Quando viene trasmesso in Tv realizza un indice di ascolto fuori da ogni previsione: per la prima volta dalla televisione si passa al cinema, per il quale monta una versione apposita dalle tre puntate originali.  Infine il suo “Buen retiro" in Calabria, dove si dedica all’agricoltura, nell’uliveto di famiglia a Sellia Marina, rompendo completamente con la vita precedente.  Vuole mettere in pratica quello che ha appreso negli anni  diventando imprenditore agricolo e coltivatore diretto.
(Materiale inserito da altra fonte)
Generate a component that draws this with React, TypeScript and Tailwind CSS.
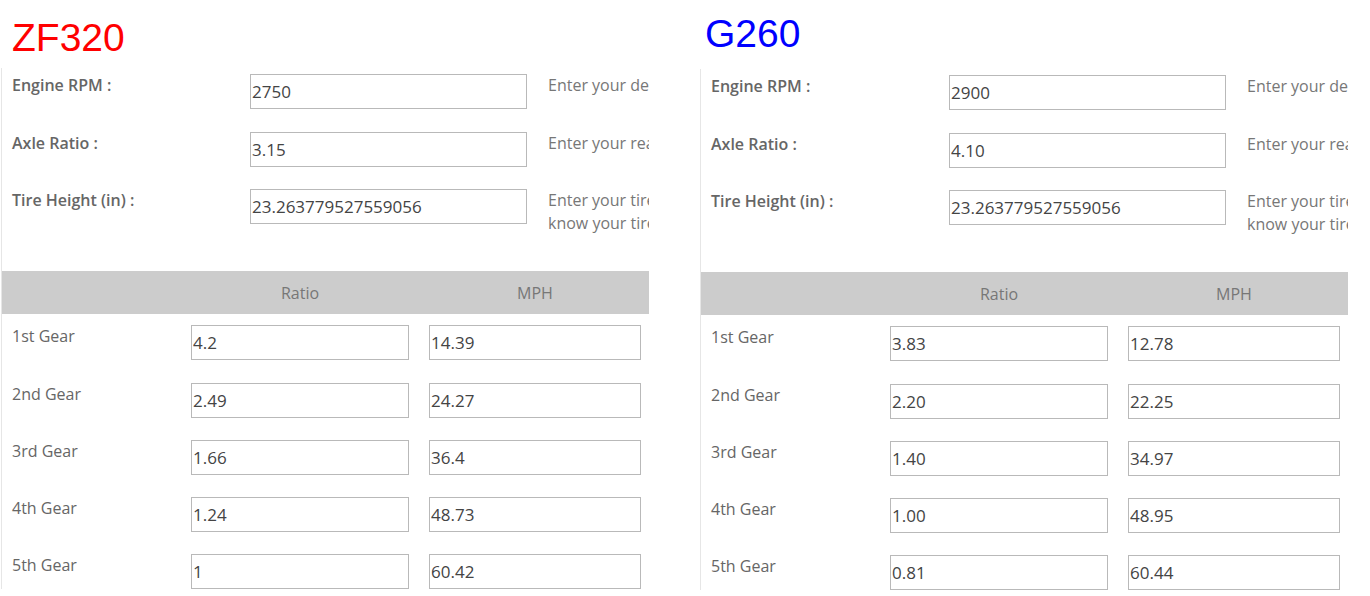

Ma la sua presenza, in quel lembo di penisola non puo’ passare inosservata e inizi ad accogliere, alla fine degli anni ottanta, giovani cinefili  desiderosi di scoprire il suo cinema, essenziale, rigoroso, intransigente.

Così dopo anni di completa eclissi viene riscoperto e stimolato a ritornare al cinema, in fondo, il suo mestiere di vivere, con il documentario In Calabria e poi con il suo testamento, Lettere dal Sahara, una commovente riflessione sulle nuove immigrazioni. Vivendo in Calabria, una regione ricca di contraddizioni, povera e marginalizzata ancora oggi, ritorna l’autore ispirato, diventa il faro del nuovo “ cinema del reale”, dei giovani che  si ispirano a lui, come Agostino Ferrente, Jonas Carpignano, Paolo Pisanelli .Torna a girare per l’Italia e per tutto il mondo : famosa la sua partecipazione al Tribeca film Festival nel 2005  e gli elogi di Martin Scorsese tra Bologna e New York. C’è chi ha paragonato il suo passaggio alla cometa di Halley, chi all’avvento di un nuovo Messia per le sue visioni profetiche, De Seta resta una figura di riferimento per il cinema e la cultura italiana del ‘900. Questo libro, a differenza di altri, porge il ritratto dell’uomo oltre che del regista, con il bagaglio di intuizioni, ricchezze, spigolosità, che lo rendevano geniale e difficile, scontroso e tenerissimo allo stesso tempo.